The Calistoga Planning Commission on Jan. 24 voted unanimously to recommend that the City Council adopt zoning-text changes that would make three reuse-site parcels on Lincoln Avenue eligible for ministerial review if a proposed housing project includes at least 20% units affordable to lower-income households.
Interim Planning and Building Director Sandra Meyer told the commission that state law and the city's certified 2023'2031 housing element require the change for the parcels identified in the housing-element site inventory. "When a new development application is submitted to the planning and building department, staff has 30 days according to the Permit Streamlining Act in which to decide whether the application and all required information have been submitted," Meyer said, describing timing and the threshold that must be met for ministerial processing.

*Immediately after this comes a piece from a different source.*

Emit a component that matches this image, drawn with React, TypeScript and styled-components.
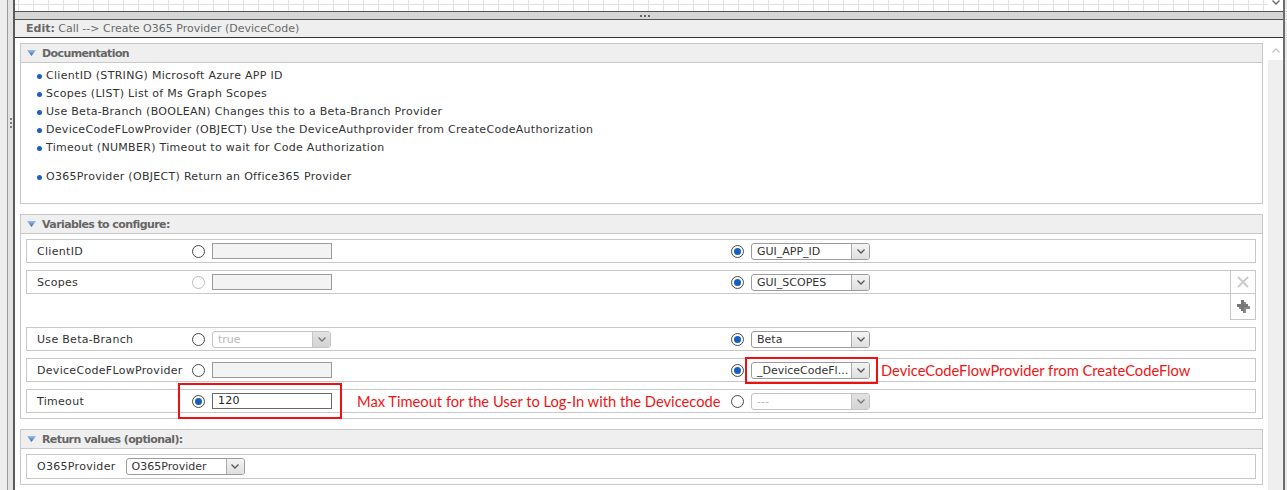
import React from "react";
import styled, { createGlobalStyle } from "styled-components";

const GlobalStyle = createGlobalStyle`
  html, body { margin: 0; padding: 0; }
  body {
    background: #e9e9e9;
    font-family: "DejaVu Sans", Verdana, sans-serif;
    font-size: 11px;
    letter-spacing: 0.3px;
    color: #333;
  }
`;

const Frame = styled.div`
  display: flex;
  width: 1287px;
  height: 490px;
  overflow: hidden;
  padding-right: 2px;
  box-sizing: border-box;
`;

const SideStrip = styled.div`
  flex: 0 0 15px;
  box-sizing: border-box;
  padding: 118px 0 0 10px;
  background: linear-gradient(
    to right,
    #ededed 0 7px,
    #9a9a9a 7px 8px,
    #e3e3e3 8px 13px,
    #5a5a5a 13px 15px
  );
`;

const Grip = styled.div`
  width: 2px;
  height: 10px;
  background: repeating-linear-gradient(to bottom, #7a7a7a 0 2px, transparent 2px 4px);
`;

const Main = styled.div`
  flex: 1;
  display: flex;
  flex-direction: column;
  min-width: 0;
  border-right: 2px solid #6e6e6e;
  background: #fff;
`;

const GridBand = styled.div`
  height: 11px;
  display: flex;
  border-bottom: 1px solid #555;
`;

const GridCanvas = styled.div`
  flex: 1;
  background-color: #fff;
  background-image:
    linear-gradient(to right, #e2e2e2 1px, transparent 1px),
    linear-gradient(to bottom, transparent 4px, #e2e2e2 4px, #e2e2e2 5px, transparent 5px);
  background-size: 15px 100%, 100% 100%;
  background-position: 3px 0, 0 0;
`;

const MiniScroll = styled.div`
  flex: 0 0 15px;
  display: flex;
  justify-content: center;
  align-items: flex-start;
  background: #fff;
`;

const Splitter = styled.div`
  height: 7px;
  background: #d6d6d6;
  border-bottom: 1px solid #555;
  display: flex;
  justify-content: center;
  align-items: center;
`;

const SplitDots = styled.div`
  width: 10px;
  height: 2px;
  margin-left: -8px;
  background: repeating-linear-gradient(to right, #666 0 2px, transparent 2px 4px);
`;

const EditBar = styled.div`
  height: 17px;
  line-height: 17px;
  background: #efefef;
  border-bottom: 1px solid #333;
  padding-left: 11px;
  color: #6a6a6a;
  letter-spacing: 0;
  white-space: nowrap;
  b { font-weight: bold; color: #666; }
`;

const Body = styled.div`
  flex: 1;
  display: flex;
  min-height: 0;
`;

const Scroll = styled.div`
  flex: 1;
  padding: 5px;
  overflow: hidden;
  background: #fff;
  min-width: 0;
`;

const Track = styled.div`
  flex: 0 0 15px;
  display: flex;
  flex-direction: column;
  background: #efefef;
`;

const TrackButton = styled.div`
  height: 20px;
  background: #fff;
  display: flex;
  justify-content: center;
  align-items: center;
  padding-top: 2px;
`;

const Panel = styled.section`
  border: 1px solid #c8c8c8;
  & + & { margin-top: 10px; }
`;

const PanelHeader = styled.div`
  height: 18px;
  background: #efefef;
  border-bottom: 1px solid #c8c8c8;
  display: flex;
  align-items: center;
  gap: 6px;
  padding-left: 6px;
  font-weight: bold;
  letter-spacing: -0.6px;
  color: #666;
`;

const DocBody = styled.div`
  height: 140px;
  box-sizing: border-box;
  padding: 3px 0 0 16px;
  background: #fff;
`;

const DocList = styled.ul`
  list-style: none;
  margin: 0;
  padding: 0;
  & + & { margin-top: 11px; }
`;

const DocItem = styled.li`
  display: flex;
  align-items: center;
  height: 18px;
  gap: 4px;
  color: #333;
  white-space: nowrap;
  &::before {
    content: "";
    width: 5px;
    height: 5px;
    margin-top: 2px;
    border-radius: 50%;
    background: #1d5fbf;
  }
`;

const VarBody = styled.div`
  display: flex;
  flex-direction: column;
  gap: 7px;
  padding: 5px 6px 5px 5px;
`;

const Row = styled.div<{ $actions?: boolean }>`
  height: 24px;
  box-sizing: border-box;
  border: 1px solid #c8c8c8;
  display: grid;
  grid-template-columns: ${(p) => (p.$actions ? "155px 539px 1fr 25px" : "155px 539px 1fr")};
  align-items: center;
  padding-left: 10px;
  white-space: nowrap;
`;

const Label = styled.span`
  color: #333;
`;

const Choice = styled.div`
  display: flex;
  align-items: center;
  gap: 7px;
`;

const Radio = styled.span<{ $checked?: boolean; $disabled?: boolean }>`
  width: 13px;
  height: 13px;
  box-sizing: border-box;
  border-radius: 50%;
  border: 1px solid ${(p) => (p.$disabled ? "#bdbdbd" : "#4a4a4a")};
  background: #fff;
  display: flex;
  align-items: center;
  justify-content: center;
  flex: none;
  &::after {
    content: "";
    width: 7px;
    height: 7px;
    border-radius: 50%;
    background: ${(p) => (p.$checked ? "#1560bf" : "transparent")};
  }
`;

const TextField = styled.span<{ $active?: boolean }>`
  width: 120px;
  height: 16px;
  box-sizing: border-box;
  border: 1px solid ${(p) => (p.$active ? "#6a6a6a" : "#9c9c9c")};
  background: ${(p) => (p.$active ? "#fff" : "#f3f3f3")};
  padding-left: 5px;
  line-height: 14px;
  color: #222;
`;

const SelectBox = styled.span<{ $disabled?: boolean }>`
  width: 119px;
  height: 17px;
  box-sizing: border-box;
  display: flex;
  border: 1px solid ${(p) => (p.$disabled ? "#c4c4c4" : "#9c9c9c")};
  border-radius: 3px;
  background: #fff;
  overflow: hidden;
  flex: none;
`;

const SelectText = styled.span<{ $disabled?: boolean }>`
  flex: 1;
  min-width: 0;
  padding-left: 5px;
  line-height: 15px;
  letter-spacing: 0;
  color: ${(p) => (p.$disabled ? "#b9b9b9" : "#333")};
  white-space: nowrap;
`;

const SelectButton = styled.span<{ $disabled?: boolean }>`
  flex: 0 0 17px;
  border-left: 1px solid ${(p) => (p.$disabled ? "#c4c4c4" : "#acacac")};
  background: ${(p) =>
    p.$disabled ? "linear-gradient(#e2e2e2, #d4d4d4)" : "linear-gradient(#f4f4f4, #dedede)"};
  display: flex;
  align-items: center;
  justify-content: center;
`;

const ActionCell = styled.div`
  align-self: stretch;
  border-left: 1px solid #c8c8c8;
  display: flex;
  align-items: center;
  justify-content: center;
`;

const ListItem = styled.div`
  display: flex;
  flex-direction: column;
  align-items: flex-end;
  & > ${Row} { align-self: stretch; }
`;

const PlusCell = styled.div`
  width: 26px;
  height: 26px;
  box-sizing: border-box;
  border: 1px solid #c8c8c8;
  border-top: none;
  display: flex;
  align-items: center;
  justify-content: center;
`;

const ReturnRow = styled.div`
  height: 25px;
  box-sizing: border-box;
  border: 1px solid #c8c8c8;
  display: flex;
  align-items: center;
  gap: 10px;
  padding-left: 10px;
`;

const Highlight = styled.span<{ $t: number; $r: number; $b: number; $l: number }>`
  position: relative;
  display: flex;
  align-items: center;
  gap: 7px;
  & > i {
    position: absolute;
    top: ${(p) => -p.$t}px;
    right: ${(p) => -p.$r}px;
    bottom: ${(p) => -p.$b}px;
    left: ${(p) => -p.$l}px;
    border: 2px solid #ee1111;
    pointer-events: none;
  }
`;

const Note = styled.span<{ $gap: number }>`
  margin-left: ${(p) => p.$gap}px;
  font-family: Lato, "Liberation Sans", sans-serif;
  font-size: 14.7px;
  letter-spacing: 0;
  color: #f01515;
  white-space: nowrap;
`;

const Chevron = ({ color = "#555", up = false }: { color?: string; up?: boolean }) => (
  <svg width="8" height="5" viewBox="0 0 8 5">
    <polyline
      points={up ? "0.5,4.5 4,1 7.5,4.5" : "0.5,0.5 4,4 7.5,0.5"}
      fill="none"
      stroke={color}
      strokeWidth="1.3"
    />
  </svg>
);

const Triangle = () => (
  <svg width="9" height="6" viewBox="0 0 9 6">
    <defs>
      <linearGradient id="tri" x1="0" y1="0" x2="0" y2="1">
        <stop offset="0" stopColor="#9cc0ea" />
        <stop offset="1" stopColor="#2f66b4" />
      </linearGradient>
    </defs>
    <polygon points="0,0 9,0 4.5,6" fill="url(#tri)" />
  </svg>
);

const Select = ({ value, disabled }: { value: string; disabled?: boolean }) => (
  <SelectBox $disabled={disabled}>
    <SelectText $disabled={disabled}>{value}</SelectText>
    <SelectButton $disabled={disabled}>
      <Chevron color={disabled ? "#777" : "#555"} />
    </SelectButton>
  </SelectBox>
);

const CloseIcon = () => (
  <svg width="12" height="12" viewBox="0 0 12 12">
    <path d="M1 1 L11 11 M11 1 L1 11" stroke="#cdcdcd" strokeWidth="2" />
  </svg>
);

const PlusIcon = () => (
  <svg width="13" height="13" viewBox="0 0 13 13">
    <path d="M5 1 h3 v4 h4 v3 h-4 v4 h-3 v-4 h-4 v-3 h4 z" fill="#3a3a3a" transform="translate(1 1)" opacity="0.6" />
    <path d="M4 0 h3 v4 h4 v3 h-4 v4 h-3 v-4 h-4 v-3 h4 z" fill="#777" />
  </svg>
);

const docs = [
  "ClientID (STRING) Microsoft Azure APP ID",
  "Scopes (LIST) List of Ms Graph Scopes",
  "Use Beta-Branch (BOOLEAN) Changes this to a Beta-Branch Provider",
  "DeviceCodeFLowProvider (OBJECT) Use the DeviceAuthprovider from CreateCodeAuthorization",
  "Timeout (NUMBER) Timeout to wait for Code Authorization",
];

export default function App() {
  return (
    <>
      <GlobalStyle />
      <Frame>
        <SideStrip>
          <Grip />
        </SideStrip>
        <Main>
          <GridBand>
            <GridCanvas />
            <MiniScroll>
              <Chevron color="#666" />
            </MiniScroll>
          </GridBand>
          <Splitter>
            <SplitDots />
          </Splitter>
          <EditBar>
            <b>Edit:</b> Call --&gt; Create O365 Provider (DeviceCode)
          </EditBar>
          <Body>
            <Scroll>
              <Panel>
                <PanelHeader>
                  <Triangle />
                  Documentation
                </PanelHeader>
                <DocBody>
                  <DocList>
                    {docs.map((d) => (
                      <DocItem key={d}>{d}</DocItem>
                    ))}
                  </DocList>
                  <DocList>
                    <DocItem>O365Provider (OBJECT) Return an Office365 Provider</DocItem>
                  </DocList>
                </DocBody>
              </Panel>

              <Panel>
                <PanelHeader>
                  <Triangle />
                  Variables to configure:
                </PanelHeader>
                <VarBody>
                  <Row>
                    <Label>ClientID</Label>
                    <Choice>
                      <Radio />
                      <TextField />
                    </Choice>
                    <Choice>
                      <Radio $checked />
                      <Select value="GUI_APP_ID" />
                    </Choice>
                  </Row>

                  <ListItem>
                    <Row $actions>
                      <Label>Scopes</Label>
                      <Choice>
                        <Radio $disabled />
                        <TextField />
                      </Choice>
                      <Choice>
                        <Radio $checked />
                        <Select value="GUI_SCOPES" />
                      </Choice>
                      <ActionCell>
                        <CloseIcon />
                      </ActionCell>
                    </Row>
                    <PlusCell>
                      <PlusIcon />
                    </PlusCell>
                  </ListItem>

                  <Row>
                    <Label>Use Beta-Branch</Label>
                    <Choice>
                      <Radio />
                      <Select value="true" disabled />
                    </Choice>
                    <Choice>
                      <Radio $checked />
                      <Select value="Beta" />
                    </Choice>
                  </Row>

                  <Row>
                    <Label>DeviceCodeFLowProvider</Label>
                    <Choice>
                      <Radio />
                      <TextField />
                    </Choice>
                    <Choice>
                      <Radio $checked />
                      <Highlight $t={5} $r={8} $b={5} $l={6}>
                        <Select value="_DeviceCodeFl..." />
                        <i />
                      </Highlight>
                      <Note $gap={4}>DeviceCodeFlowProvider from CreateCodeFlow</Note>
                    </Choice>
                  </Row>

                  <Row>
                    <Label>Timeout</Label>
                    <Choice>
                      <Highlight $t={10} $r={10} $b={10} $l={14}>
                        <Radio $checked />
                        <TextField $active>120</TextField>
                        <i />
                      </Highlight>
                      <Note $gap={18}>Max Timeout for the User to Log-In with the Devicecode</Note>
                    </Choice>
                    <Choice>
                      <Radio />
                      <Select value="---" disabled />
                    </Choice>
                  </Row>
                </VarBody>
              </Panel>

              <Panel>
                <PanelHeader>
                  <Triangle />
                  Return values (optional):
                </PanelHeader>
                <VarBody>
                  <ReturnRow>
                    <Label>O365Provider</Label>
                    <Select value="O365Provider" />
                  </ReturnRow>
                </VarBody>
              </Panel>
            </Scroll>
            <Track>
              <TrackButton>
                <Chevron color="#c4c4c4" up />
              </TrackButton>
            </Track>
          </Body>
        </Main>
      </Frame>
    </>
  );
}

The commission's vote approved language to amend Calistoga Municipal Code chapters 17.19 (R3 Multifamily/Residential Office) and 17.22 (Commercial CC) so that a reuse site (three assessor parcels listed in the staff motion) with projects containing 20% affordable units would not be subject to discretionary design review but instead be reviewed against objective design standards. Commissioner Vaughn moved the resolution and Commissioner Thalia seconded; roll-call votes were recorded as unanimous.
Tom Ford, the consultant who drafted the proposed objective standards, framed the rules as a way to make design expectations measurable under recent state laws such as SB 35. "SB 35 was one of the first pieces of state legislation that came out that was dealing with this issue of development: if it has the right amount of affordable housing it only needs to be judged by objective standards," Ford said, explaining standards such as a 25-square-foot-per-unit common-open-space metric, facade articulation requirements, a "reduced bulk" zone with a 45-degree daylight plane, and limits on continuous facade length.
Members of the public urged caution. John Joyce, a resident of View Road, said narrow parcels and parking pressure make high-density development inappropriate for that street, arguing it would push vehicles onto Lincoln and nearby residential streets. "I think there is not enough parking and I think the result will be you'll have parking on Lincoln," Joyce said. Other speakers raised similar concerns about traffic, sewer capacity and the town's existing inventory of R3 sites.
Staff and the commission repeatedly clarified that objective design standards address building-scale, measurable features and do not replace development-code requirements for parking, sewer, traffic or environmental review. "Those are handled in other documents within the municipal code," the chair said during the discussion.
The meeting turned to detailed numeric edits after the consultant's presentation. Chair Wilks proposed a package of mostly more restrictive numeric changes'for example, lowering some permitted facade lengths, increasing minimum facade offsets, adding a requirement for enclosed, lockable bicycle storage, and tightening window-offset distances for nearby neighbors. Ford said the consultant's office could incorporate many of the edits and that some language (for example bicycle-storage requirements) could be added as a separate standard.
Because two commissioners said they wanted additional time to review the proposed language and suggested edits, the commission voted unanimously to continue final action on the objective design standards to the Feb. 14 meeting so staff and the consultant can draft the chair's recommended numeric revisions and provide the full commission an opportunity to review them.
The zoning-text recommendation approved Jan. 24 is a referral to the City Council; planning staff will forward the commission's resolution and the draft objective standards for council consideration. The continuation means the commission will revisit the detailed standards and any redline edits at its Feb. 14 meeting.